Statistics Canada reported Wednesday that the ratio increased because while Canadian households had one per cent more disposable income between July and September, they also took on 1.3 per cent more debt.
Canadian households passed the $2 trillion threshold in total debts during the period, and almost two-thirds of that — $1,312 billion — came in the form of mortgages.
There’s some seasonality involved in the numbers, as the third quarter has historically shown the largest increased in debt loads. Against that backdrop, it’s worth mentioning that the quarterly uptick in debt loads was the smallest seen in a third quarter since 2000, Bank of Montreal economist Benjamin Reitzes noted.
But even as their overall debt loads increased, so too did Canadians’ net worth because the value of their assets went up too. On a per capita basis, household net worth was $278,200 during the period.
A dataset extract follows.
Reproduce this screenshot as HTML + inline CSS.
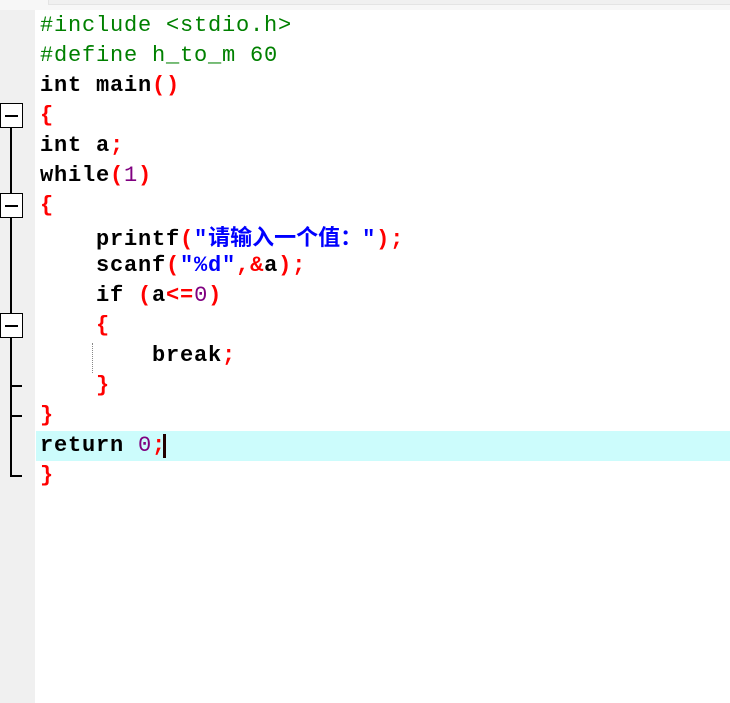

That’s because Canadians’ two biggest investment classes — financial assets and real estate — both increased in value. The former increased by 3.2 per cent, while the latter went up by 1.2 per cent.
Indeed, while debt loads keep inching higher, it looks like, on the whole, Canadians are saving more for a rainy day, too: the household savings rate increased from 4.8 per cent in the second quarter to 5.8 per cent in the third quarter.
Debt loads have increased for several years as record low interest rates in the U.S. and Canada have spurred new borrowing. While a troubling new trend over the long haul, Reitzes says the ratio inching up to a new high is nothing to worry about in and of itself.
“The new mortgage restrictions should restrain housing activity (and in turn borrowing) in 2017,” he said in a note early Wednesday, “suggesting the debt ratio could start to flatten out somewhat next year.”